• Stated goal
Retype exactly the lines from the first one through the line with "Status bar */", including both ends; skip any pictures.

• Collected material
++++++++++++++++++++

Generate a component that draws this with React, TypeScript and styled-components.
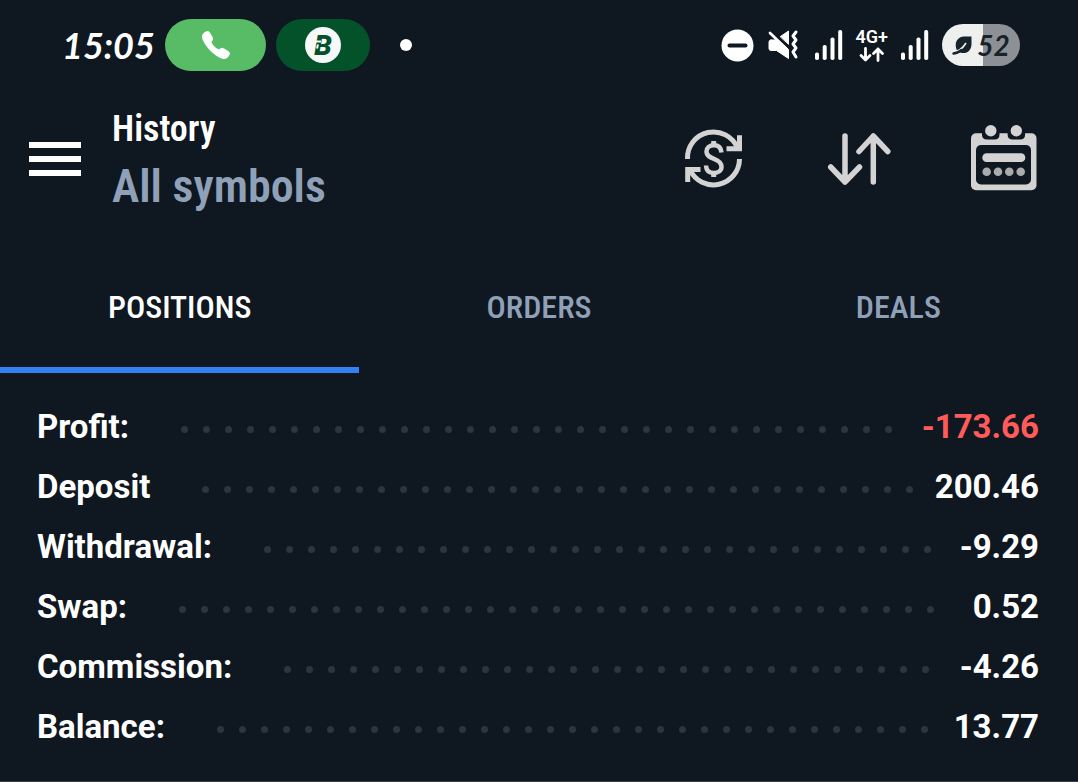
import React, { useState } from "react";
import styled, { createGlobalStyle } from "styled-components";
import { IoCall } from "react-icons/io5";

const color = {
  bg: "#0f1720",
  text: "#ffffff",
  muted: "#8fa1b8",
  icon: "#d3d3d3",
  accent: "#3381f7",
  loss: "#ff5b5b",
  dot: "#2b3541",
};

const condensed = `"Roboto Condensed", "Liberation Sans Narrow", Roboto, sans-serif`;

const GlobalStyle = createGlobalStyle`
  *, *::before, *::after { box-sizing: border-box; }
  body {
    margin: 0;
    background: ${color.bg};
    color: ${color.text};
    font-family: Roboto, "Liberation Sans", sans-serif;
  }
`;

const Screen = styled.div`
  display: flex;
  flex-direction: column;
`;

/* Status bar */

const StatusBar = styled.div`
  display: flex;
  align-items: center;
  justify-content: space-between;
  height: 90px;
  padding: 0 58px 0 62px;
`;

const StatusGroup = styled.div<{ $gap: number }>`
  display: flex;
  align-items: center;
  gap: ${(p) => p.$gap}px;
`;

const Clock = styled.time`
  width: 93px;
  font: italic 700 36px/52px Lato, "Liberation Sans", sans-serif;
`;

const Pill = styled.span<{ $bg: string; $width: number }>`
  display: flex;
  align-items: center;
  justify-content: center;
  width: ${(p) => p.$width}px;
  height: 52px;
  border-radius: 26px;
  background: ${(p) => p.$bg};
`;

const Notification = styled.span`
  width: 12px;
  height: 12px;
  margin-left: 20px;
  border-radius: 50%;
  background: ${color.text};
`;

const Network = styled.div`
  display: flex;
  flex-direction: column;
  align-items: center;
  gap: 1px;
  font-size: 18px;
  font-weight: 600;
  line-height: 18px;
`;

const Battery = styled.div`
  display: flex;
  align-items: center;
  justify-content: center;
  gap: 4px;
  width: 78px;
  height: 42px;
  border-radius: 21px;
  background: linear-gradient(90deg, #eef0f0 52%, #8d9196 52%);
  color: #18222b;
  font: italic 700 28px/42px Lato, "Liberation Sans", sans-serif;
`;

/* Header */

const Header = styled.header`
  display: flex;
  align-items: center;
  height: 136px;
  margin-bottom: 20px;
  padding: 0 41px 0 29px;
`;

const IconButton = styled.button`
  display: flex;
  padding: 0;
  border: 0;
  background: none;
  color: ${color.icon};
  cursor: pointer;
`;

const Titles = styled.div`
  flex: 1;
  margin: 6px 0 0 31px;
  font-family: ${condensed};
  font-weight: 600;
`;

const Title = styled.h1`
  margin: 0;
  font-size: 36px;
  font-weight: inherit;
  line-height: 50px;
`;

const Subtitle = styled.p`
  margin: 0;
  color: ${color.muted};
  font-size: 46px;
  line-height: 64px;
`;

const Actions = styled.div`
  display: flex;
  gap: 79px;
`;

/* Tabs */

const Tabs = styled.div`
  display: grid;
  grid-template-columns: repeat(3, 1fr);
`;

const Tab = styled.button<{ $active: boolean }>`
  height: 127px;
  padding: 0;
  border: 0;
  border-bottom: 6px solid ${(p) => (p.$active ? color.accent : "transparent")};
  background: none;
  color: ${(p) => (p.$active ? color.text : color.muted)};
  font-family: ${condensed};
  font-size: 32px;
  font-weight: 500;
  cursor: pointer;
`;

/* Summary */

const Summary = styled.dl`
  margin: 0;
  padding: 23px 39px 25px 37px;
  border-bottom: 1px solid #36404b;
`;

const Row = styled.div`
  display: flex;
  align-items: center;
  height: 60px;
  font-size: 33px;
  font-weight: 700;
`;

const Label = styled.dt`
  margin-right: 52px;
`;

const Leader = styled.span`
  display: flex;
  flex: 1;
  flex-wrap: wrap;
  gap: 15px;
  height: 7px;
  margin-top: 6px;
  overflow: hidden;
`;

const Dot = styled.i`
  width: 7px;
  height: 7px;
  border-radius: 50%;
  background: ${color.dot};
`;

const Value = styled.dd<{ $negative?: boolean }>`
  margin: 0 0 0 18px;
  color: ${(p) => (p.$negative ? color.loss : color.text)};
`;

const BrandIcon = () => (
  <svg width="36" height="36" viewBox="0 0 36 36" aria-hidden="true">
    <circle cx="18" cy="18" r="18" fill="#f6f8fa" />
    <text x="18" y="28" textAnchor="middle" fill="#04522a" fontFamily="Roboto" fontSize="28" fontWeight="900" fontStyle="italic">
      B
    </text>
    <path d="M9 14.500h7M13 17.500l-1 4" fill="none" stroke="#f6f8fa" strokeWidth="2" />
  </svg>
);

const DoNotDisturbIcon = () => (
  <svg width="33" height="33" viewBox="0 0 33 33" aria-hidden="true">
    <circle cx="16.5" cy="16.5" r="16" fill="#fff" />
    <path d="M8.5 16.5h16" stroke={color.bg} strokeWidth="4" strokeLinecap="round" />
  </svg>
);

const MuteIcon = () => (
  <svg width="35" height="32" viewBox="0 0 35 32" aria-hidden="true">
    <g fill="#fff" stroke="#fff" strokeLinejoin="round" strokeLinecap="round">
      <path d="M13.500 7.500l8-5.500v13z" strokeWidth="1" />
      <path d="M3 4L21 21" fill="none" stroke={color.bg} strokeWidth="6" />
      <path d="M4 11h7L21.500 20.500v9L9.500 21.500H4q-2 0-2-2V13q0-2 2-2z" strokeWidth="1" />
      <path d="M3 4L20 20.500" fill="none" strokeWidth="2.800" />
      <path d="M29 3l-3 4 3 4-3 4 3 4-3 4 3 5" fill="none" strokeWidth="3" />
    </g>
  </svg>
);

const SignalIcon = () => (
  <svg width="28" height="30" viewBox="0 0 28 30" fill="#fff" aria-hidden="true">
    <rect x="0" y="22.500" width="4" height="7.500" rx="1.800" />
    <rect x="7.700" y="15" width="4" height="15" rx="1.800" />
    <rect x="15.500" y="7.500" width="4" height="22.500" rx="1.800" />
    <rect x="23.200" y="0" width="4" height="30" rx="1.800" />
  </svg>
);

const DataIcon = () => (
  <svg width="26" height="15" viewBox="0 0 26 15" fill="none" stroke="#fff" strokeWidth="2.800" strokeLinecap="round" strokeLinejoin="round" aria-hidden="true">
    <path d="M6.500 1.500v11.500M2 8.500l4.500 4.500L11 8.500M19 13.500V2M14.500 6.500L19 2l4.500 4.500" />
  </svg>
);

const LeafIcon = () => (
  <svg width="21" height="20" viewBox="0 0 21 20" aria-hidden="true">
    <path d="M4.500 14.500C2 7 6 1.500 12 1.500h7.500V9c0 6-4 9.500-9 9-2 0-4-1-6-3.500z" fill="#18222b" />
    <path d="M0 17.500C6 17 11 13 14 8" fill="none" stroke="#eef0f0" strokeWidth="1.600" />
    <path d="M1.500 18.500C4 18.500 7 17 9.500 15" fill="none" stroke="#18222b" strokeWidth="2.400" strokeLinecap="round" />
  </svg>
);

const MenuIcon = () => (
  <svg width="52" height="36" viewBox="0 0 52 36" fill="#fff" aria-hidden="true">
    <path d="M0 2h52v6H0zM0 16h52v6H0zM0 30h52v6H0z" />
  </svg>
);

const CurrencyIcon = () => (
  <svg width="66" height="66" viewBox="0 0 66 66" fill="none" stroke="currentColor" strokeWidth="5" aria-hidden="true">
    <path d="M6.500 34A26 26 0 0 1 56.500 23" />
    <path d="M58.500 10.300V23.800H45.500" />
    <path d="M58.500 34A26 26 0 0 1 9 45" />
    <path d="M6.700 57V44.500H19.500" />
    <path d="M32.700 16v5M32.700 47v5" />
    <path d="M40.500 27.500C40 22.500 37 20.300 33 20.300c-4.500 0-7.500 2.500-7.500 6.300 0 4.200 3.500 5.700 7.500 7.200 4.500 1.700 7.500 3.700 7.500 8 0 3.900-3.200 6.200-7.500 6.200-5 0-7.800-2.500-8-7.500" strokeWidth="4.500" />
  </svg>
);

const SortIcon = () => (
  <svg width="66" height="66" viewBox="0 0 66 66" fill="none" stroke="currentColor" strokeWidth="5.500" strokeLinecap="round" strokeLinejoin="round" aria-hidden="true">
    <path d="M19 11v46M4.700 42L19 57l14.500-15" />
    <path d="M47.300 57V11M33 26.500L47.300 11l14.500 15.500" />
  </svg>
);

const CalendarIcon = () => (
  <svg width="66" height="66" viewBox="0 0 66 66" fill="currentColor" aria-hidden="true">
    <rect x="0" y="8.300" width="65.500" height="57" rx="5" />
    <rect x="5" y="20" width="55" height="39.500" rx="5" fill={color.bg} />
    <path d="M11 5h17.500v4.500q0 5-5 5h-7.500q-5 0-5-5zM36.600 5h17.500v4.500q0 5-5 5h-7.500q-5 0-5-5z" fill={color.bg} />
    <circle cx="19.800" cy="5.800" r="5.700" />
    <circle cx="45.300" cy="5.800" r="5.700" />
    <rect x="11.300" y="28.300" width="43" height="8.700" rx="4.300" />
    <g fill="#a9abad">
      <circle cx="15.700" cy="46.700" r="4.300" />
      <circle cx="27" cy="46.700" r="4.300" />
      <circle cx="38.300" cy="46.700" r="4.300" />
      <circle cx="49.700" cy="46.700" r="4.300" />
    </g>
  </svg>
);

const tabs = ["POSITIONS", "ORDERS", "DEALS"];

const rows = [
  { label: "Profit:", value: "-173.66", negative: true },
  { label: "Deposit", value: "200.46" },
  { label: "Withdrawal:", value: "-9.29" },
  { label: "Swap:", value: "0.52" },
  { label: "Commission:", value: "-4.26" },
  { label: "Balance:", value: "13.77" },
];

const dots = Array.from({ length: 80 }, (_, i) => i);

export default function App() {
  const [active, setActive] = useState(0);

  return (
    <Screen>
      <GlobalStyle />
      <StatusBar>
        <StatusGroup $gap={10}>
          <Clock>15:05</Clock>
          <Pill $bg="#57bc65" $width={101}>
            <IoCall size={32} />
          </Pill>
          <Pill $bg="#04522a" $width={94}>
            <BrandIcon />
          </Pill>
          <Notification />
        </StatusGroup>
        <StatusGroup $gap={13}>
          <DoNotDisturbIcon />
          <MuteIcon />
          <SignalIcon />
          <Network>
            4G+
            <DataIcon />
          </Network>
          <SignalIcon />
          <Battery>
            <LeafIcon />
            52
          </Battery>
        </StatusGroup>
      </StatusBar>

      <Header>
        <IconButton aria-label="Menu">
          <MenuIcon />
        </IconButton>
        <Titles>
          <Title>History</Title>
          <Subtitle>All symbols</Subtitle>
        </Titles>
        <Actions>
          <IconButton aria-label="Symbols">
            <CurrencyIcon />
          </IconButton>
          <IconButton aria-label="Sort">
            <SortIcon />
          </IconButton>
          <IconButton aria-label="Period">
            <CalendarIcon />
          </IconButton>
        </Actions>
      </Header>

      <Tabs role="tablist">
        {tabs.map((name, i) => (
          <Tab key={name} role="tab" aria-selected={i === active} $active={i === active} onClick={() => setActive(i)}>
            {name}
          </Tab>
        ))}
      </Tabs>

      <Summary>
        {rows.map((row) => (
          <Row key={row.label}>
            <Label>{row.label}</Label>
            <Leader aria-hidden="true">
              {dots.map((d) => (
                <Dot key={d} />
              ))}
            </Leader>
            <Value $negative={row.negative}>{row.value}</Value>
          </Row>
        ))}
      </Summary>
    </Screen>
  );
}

++++++++++++++++++++

• Task response
Generate a component that draws this with React, TypeScript and styled-components.
import React, { useState } from "react";
import styled, { createGlobalStyle } from "styled-components";
import { IoCall } from "react-icons/io5";

const color = {
  bg: "#0f1720",
  text: "#ffffff",
  muted: "#8fa1b8",
  icon: "#d3d3d3",
  accent: "#3381f7",
  loss: "#ff5b5b",
  dot: "#2b3541",
};

const condensed = `"Roboto Condensed", "Liberation Sans Narrow", Roboto, sans-serif`;

const GlobalStyle = createGlobalStyle`
  *, *::before, *::after { box-sizing: border-box; }
  body {
    margin: 0;
    background: ${color.bg};
    color: ${color.text};
    font-family: Roboto, "Liberation Sans", sans-serif;
  }
`;

const Screen = styled.div`
  display: flex;
  flex-direction: column;
`;

/* Status bar */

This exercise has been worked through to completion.